### [TASK TO CARRY OUT]
Show each line of the data below that has the string "this" in it.

### [RECORD LIST]
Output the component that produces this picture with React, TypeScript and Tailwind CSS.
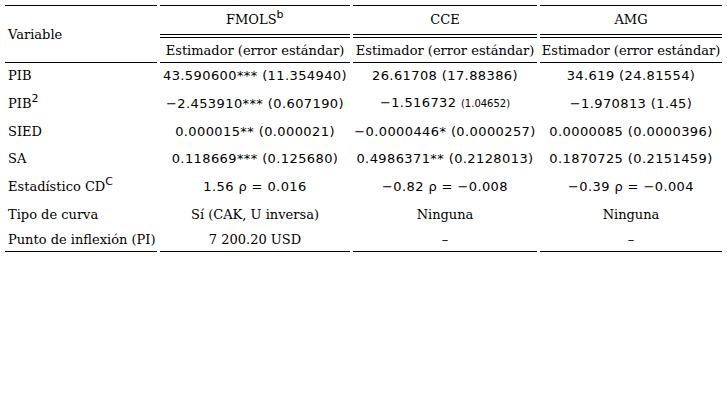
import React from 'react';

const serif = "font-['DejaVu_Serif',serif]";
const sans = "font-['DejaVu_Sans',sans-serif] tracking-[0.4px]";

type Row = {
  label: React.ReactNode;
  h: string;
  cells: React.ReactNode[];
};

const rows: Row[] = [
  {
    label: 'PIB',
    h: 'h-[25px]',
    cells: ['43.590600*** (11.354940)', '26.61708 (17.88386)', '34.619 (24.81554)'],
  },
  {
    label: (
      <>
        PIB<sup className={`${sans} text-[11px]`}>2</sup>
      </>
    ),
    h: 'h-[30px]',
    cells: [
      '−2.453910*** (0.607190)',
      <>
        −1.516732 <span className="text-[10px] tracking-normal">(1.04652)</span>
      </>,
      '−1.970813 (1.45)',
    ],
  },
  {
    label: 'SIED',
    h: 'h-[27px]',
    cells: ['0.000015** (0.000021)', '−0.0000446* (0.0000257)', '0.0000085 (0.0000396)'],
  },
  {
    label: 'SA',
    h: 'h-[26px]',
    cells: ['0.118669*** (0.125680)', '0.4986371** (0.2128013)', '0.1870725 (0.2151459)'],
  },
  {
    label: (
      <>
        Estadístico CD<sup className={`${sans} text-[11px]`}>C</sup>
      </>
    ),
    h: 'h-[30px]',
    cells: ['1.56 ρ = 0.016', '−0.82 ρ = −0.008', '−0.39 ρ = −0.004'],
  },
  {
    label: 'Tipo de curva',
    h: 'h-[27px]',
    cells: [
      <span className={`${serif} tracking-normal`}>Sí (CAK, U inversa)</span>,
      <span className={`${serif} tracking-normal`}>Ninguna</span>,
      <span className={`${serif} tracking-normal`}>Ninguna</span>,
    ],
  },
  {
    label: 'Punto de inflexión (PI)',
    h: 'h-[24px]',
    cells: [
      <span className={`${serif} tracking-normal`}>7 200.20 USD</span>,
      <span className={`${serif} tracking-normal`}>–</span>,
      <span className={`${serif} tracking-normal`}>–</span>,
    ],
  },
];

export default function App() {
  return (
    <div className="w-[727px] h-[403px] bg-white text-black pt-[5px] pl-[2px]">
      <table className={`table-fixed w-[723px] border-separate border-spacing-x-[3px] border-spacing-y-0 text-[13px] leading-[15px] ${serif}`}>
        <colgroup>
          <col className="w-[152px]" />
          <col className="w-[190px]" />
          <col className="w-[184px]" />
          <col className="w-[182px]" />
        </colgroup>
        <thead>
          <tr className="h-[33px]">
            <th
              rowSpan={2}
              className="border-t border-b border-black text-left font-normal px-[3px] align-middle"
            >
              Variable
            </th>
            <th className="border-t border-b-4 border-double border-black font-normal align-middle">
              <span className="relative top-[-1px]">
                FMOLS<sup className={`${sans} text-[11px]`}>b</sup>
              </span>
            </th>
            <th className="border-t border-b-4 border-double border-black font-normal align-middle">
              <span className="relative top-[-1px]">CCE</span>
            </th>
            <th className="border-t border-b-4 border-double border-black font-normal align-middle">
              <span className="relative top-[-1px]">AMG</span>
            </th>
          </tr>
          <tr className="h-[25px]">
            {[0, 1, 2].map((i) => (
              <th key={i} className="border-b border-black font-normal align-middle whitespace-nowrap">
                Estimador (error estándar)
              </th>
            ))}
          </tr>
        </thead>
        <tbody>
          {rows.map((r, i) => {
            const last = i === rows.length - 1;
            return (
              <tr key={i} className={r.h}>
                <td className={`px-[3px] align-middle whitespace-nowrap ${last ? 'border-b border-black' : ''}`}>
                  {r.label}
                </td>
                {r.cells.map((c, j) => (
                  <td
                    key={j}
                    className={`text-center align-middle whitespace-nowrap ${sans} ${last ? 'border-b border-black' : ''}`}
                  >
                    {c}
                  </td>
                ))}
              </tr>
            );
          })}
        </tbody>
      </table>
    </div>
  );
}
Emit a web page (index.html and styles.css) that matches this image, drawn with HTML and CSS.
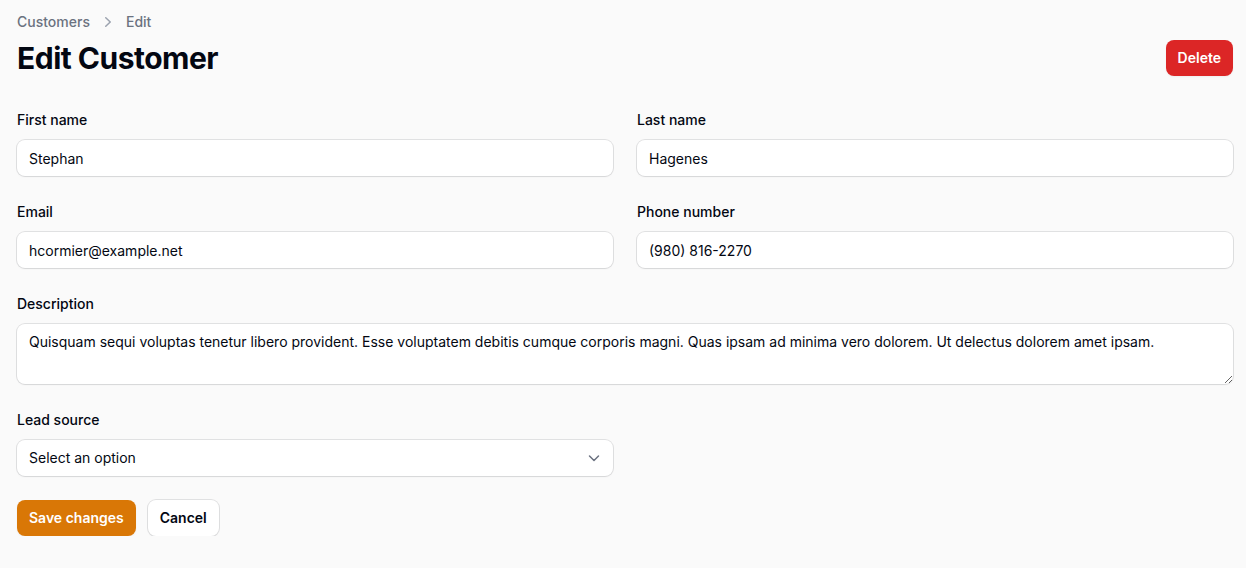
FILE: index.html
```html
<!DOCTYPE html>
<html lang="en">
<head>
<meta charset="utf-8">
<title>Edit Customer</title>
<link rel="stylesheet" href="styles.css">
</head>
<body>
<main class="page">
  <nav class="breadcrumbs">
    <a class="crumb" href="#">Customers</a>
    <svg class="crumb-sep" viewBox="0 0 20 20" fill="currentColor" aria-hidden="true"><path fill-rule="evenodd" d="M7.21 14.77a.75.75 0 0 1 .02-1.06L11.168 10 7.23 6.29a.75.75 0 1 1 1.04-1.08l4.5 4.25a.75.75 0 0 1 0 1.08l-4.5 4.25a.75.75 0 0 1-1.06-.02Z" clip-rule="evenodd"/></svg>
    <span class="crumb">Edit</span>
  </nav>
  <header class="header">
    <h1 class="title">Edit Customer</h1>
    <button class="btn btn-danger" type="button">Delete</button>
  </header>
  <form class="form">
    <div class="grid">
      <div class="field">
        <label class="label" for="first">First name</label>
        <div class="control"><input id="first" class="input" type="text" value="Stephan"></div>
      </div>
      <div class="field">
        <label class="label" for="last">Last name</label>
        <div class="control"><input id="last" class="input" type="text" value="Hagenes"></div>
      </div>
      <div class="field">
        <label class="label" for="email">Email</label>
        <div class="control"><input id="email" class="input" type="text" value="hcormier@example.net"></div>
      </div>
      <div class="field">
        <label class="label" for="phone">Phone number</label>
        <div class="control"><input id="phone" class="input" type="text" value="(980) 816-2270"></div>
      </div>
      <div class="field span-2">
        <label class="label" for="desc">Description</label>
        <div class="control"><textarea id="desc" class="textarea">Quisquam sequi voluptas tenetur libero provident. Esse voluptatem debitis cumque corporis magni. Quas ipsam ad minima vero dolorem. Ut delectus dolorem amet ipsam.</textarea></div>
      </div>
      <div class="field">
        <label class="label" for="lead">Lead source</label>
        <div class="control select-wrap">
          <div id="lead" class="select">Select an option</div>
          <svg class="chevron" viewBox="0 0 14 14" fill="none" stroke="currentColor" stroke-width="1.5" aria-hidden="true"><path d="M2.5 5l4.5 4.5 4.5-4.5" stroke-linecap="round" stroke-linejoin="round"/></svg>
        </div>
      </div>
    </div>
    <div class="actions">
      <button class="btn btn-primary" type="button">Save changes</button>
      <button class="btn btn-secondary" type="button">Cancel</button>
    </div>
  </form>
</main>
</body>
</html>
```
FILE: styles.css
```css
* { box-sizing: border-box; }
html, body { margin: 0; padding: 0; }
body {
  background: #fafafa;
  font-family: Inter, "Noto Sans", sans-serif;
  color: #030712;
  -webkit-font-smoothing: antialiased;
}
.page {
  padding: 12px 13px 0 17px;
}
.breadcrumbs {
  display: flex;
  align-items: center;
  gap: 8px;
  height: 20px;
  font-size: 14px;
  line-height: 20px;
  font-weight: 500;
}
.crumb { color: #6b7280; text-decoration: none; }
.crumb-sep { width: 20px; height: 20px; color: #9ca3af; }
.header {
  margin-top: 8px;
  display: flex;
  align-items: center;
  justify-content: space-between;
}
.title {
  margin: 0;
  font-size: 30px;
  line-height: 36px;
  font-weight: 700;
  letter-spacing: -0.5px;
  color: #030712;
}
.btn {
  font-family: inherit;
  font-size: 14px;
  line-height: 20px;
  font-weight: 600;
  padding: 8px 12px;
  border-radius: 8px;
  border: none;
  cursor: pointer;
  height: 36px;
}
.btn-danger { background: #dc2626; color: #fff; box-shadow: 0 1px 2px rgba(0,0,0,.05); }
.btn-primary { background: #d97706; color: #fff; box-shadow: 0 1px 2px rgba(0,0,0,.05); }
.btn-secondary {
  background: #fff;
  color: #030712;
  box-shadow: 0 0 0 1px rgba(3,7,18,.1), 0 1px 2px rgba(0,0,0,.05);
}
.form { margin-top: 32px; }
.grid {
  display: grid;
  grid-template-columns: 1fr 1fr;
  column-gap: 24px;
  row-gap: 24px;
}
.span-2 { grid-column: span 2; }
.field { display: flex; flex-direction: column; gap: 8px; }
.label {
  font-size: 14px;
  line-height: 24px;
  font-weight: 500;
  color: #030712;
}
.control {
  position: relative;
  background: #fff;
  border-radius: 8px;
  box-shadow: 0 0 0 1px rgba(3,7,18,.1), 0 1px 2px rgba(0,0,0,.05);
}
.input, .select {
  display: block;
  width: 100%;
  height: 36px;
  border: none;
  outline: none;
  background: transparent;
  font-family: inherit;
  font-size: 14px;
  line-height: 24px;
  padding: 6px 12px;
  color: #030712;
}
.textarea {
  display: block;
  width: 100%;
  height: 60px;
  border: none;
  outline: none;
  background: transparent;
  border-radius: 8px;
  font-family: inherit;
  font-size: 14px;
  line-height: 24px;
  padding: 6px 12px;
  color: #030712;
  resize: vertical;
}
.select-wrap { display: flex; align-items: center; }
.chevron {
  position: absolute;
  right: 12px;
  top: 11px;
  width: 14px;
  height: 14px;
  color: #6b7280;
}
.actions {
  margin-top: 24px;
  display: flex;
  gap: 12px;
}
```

### [WORKED SOLUTION]
Output the component that produces this picture with React, TypeScript and Tailwind CSS.
Emit a web page (index.html and styles.css) that matches this image, drawn with HTML and CSS.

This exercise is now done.